Dude, where's your tweeps?
Late Thursday night, Ashton Kutcher became the first person on the planet to snag one million followers on Twitter, beating out his rival, CNN, by only a few hours and a couple of thousand followers. And what does that have to do with anything? Well, look at it this way: A 31-year old college drop-out actor, famous for producing a show about pulling pranks on celebs has succeeded in aggregating a willing listening audience of 1 million people, while the MBA suits at Dominos, who launched their Twitter account with the obtuse name of dpzinfo, have managed, in the midst of the most press they've ever had, to only round up 1,333 followers. And Oprah? She opened her Twitter account on Friday. As of today, 3 days later, she has 424,986 followers.

And now, on an entirely personal note, a message to Susan Boyle: My dear, you sing for all of the underestimated, ignored, written-off women of the world. Your voice is an instrument played with unimaginable grace and purity. But what moves me to tears is you, as you stand there, sloughing off 47 years of being invisible, confident in your gift and knowing that, at last, you are on the right stage, at the right time. You knew what you had, and now all the world is gaga over a middle-aged, plump, frizzy-haired goddess. Brava!

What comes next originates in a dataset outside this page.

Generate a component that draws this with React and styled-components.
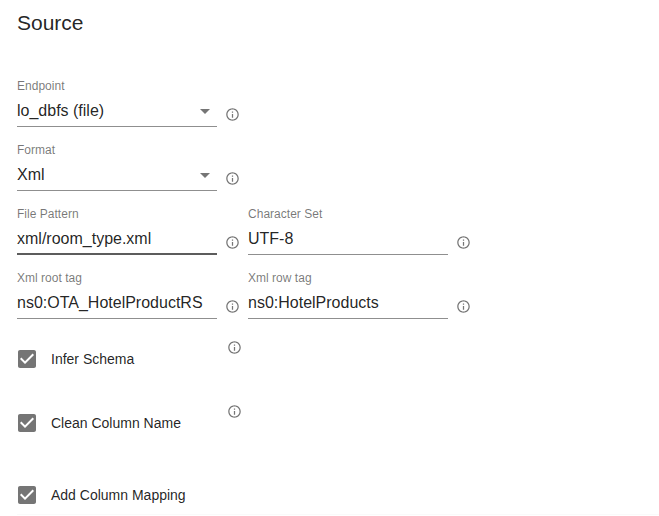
import React from "react";
import styled, { createGlobalStyle } from "styled-components";

const GlobalStyle = createGlobalStyle`
  *, *::before, *::after { box-sizing: border-box; }
  body {
    margin: 0;
    background: #fff;
    color: rgba(0, 0, 0, 0.87);
    font-family: "Liberation Sans", Arial, sans-serif;
    overflow: hidden;
  }
`;

const Page = styled.main`
  height: 516px;
  padding: 7px 0 0 17px;
  overflow: hidden;
`;

const Title = styled.h1`
  margin: 0 0 40px;
  height: 32px;
  font-size: 21px;
  font-weight: 400;
  line-height: 32px;
`;

const Fields = styled.section`
  display: grid;
  grid-template-columns: 231px 231px;
  grid-auto-rows: 64px;
`;

const Field = styled.div`
  display: flex;
  height: 48px;
  grid-column: ${(p) => p.$column};
`;

const Control = styled.div`
  width: 200px;
  height: 48px;
  border-bottom: ${(p) => (p.$active ? "2px solid #5c5c5c" : "1px solid #8f8f8f")};
`;

const Label = styled.label`
  display: block;
  height: 16px;
  font-size: 12px;
  line-height: 14px;
  letter-spacing: 0.02px;
  color: rgba(0, 0, 0, 0.54);
`;

const ValueRow = styled.div`
  display: flex;
  height: 30px;
  justify-content: space-between;
`;

const Value = styled.span`
  font-size: 16px;
  line-height: 31px;
  white-space: nowrap;
`;

const Arrow = styled.svg`
  width: 24px;
  height: 24px;
  margin-top: 4px;
  fill: #757575;
`;

const InfoSvg = styled.svg`
  flex: none;
  width: 15px;
  height: 15px;
  fill: #757575;
`;

const FieldInfo = styled.span`
  display: flex;
  margin: 28px 0 0 8px;
`;

const Options = styled.section`
  display: flex;
  flex-direction: column;
`;

const Option = styled.div`
  display: flex;
  align-items: flex-start;
  height: ${(p) => p.$height}px;
`;

const OptionLabel = styled.label`
  display: flex;
  align-items: center;
  gap: 12px;
  width: 210px;
  height: 24px;
  margin: 12px 0 0 -2px;
  font-size: 14px;
`;

const CheckSvg = styled.svg`
  width: 24px;
  height: 24px;
  fill: #757575;
`;

const OptionInfo = styled.span`
  display: flex;
  margin: 5px 0 0 2px;
`;

const Divider = styled.hr`
  width: 100%;
  height: 1px;
  margin: 0;
  border: 0;
  background: #fafafa;
`;

function Info() {
  return (
    <InfoSvg viewBox="0 0 24 24" role="img" aria-label="Info">
      <path d="M11 7h2v2h-2zm0 4h2v6h-2zm1-9C6.48 2 2 6.48 2 12s4.48 10 10 10 10-4.48 10-10S17.52 2 12 2zm0 18c-4.41 0-8-3.59-8-8s3.59-8 8-8 8 3.59 8 8-3.59 8-8 8z" />
    </InfoSvg>
  );
}

const fields = [
  { label: "Endpoint", value: "lo_dbfs (file)", column: 1, select: true },
  { label: "Format", value: "Xml", column: 1, select: true },
  { label: "File Pattern", value: "xml/room_type.xml", column: 1, active: true },
  { label: "Character Set", value: "UTF-8", column: 2 },
  { label: "Xml root tag", value: "ns0:OTA_HotelProductRS", column: 1 },
  { label: "Xml row tag", value: "ns0:HotelProducts", column: 2 },
];

const options = [
  { label: "Infer Schema", height: 64, info: true },
  { label: "Clean Column Name", height: 72, info: true },
  { label: "Add Column Mapping", height: 43 },
];

export default function App() {
  return (
    <>
      <GlobalStyle />
      <Page>
        <Title>Source</Title>
        <Fields>
          {fields.map((f) => (
            <Field key={f.label} $column={f.column}>
              <Control $active={f.active}>
                <Label>{f.label}</Label>
                <ValueRow>
                  <Value>{f.value}</Value>
                  {f.select && (
                    <Arrow viewBox="0 0 24 24" aria-hidden="true">
                      <path d="M7 10l5 5 5-5z" />
                    </Arrow>
                  )}
                </ValueRow>
              </Control>
              <FieldInfo>
                <Info />
              </FieldInfo>
            </Field>
          ))}
        </Fields>
        <Options>
          {options.map((o) => (
            <Option key={o.label} $height={o.height}>
              <OptionLabel>
                <CheckSvg viewBox="0 0 24 24" role="img" aria-label="Checked">
                  <path d="M19 3H5c-1.11 0-2 .9-2 2v14c0 1.1.89 2 2 2h14c1.11 0 2-.9 2-2V5c0-1.1-.89-2-2-2zm-9 14l-5-5 1.41-1.41L10 14.17l7.59-7.59L19 8l-9 9z" />
                </CheckSvg>
                {o.label}
              </OptionLabel>
              {o.info && (
                <OptionInfo>
                  <Info />
                </OptionInfo>
              )}
            </Option>
          ))}
        </Options>
        <Divider />
      </Page>
    </>
  );
}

social media, Susan Boyle, Ashton Kutcher, Dominos Pizza, Oprah, You Tube, Twitter, Facebook


Dallas Lawrence said...

You are absolutely correct about the importance of using social media to monitor and participate on conversations about your brand. However, when a crisis strikes, an immediate and transparent response is the best way to mitigate potential long term damage. When a crisis erupts online, we counsel clients that their response time is measured in minutes, not hours. Your crisis team needs to meet, develop initial – and authentic – response messages, and communicate to stakeholders before the online masses are able to set the tone. The unprecedented speed with which information now travels – in Domino’s case hundreds of thousands of potential customers viewed a devastatingly brand-damaging video before the company was able to respond – means that your communications team must be prepared to respond in real time. Read more at Bulletproof Blog:

Linda Ziskind said...

Thanks for your thoughtful comment, Dallas. I agree that response to crisis has to be immediate and transparent. And that's the beauty of social media. A great example is a recent incident with Ford. Last Dec., Ford sent a cease & desist order to an indie Ford fan site. The site's owner blogged about being bullied by Ford and the next morning the blogosphere and twitterverse were buzzing with negative Ford comments. Scott Monty, Ford's social media guy was alerted via Twitter. At the same time Monty was doing all of the convention tactics, i.e. talking to Ford's legal dept. for facts, (the fan site had been selling unlicensed Ford products & the letter was meant to end that), drafting a public response, contacting the site owner, and working with legal to revise the letter, he was Tweeting about everything. He posted real-time, transparent, factual, information keeping everyone up to date on what was happening. He also asked his followers to retweet his messages to further the reach. Within 24 hours Ford legal and the site owner had reached an agreement, the site owner blogged about his satisfaction and crisis was averted. Twitter and Facebook are two of the most powerful crises management tools a company can have. They don't require a trip to a company's website and they have incredible exponential reach.

Allyson said...

Hey there stranger:

I just found your blog at random - how cool!

Does the email account listed on the homepage here work for you - I'd love to get in touch -it has been ages.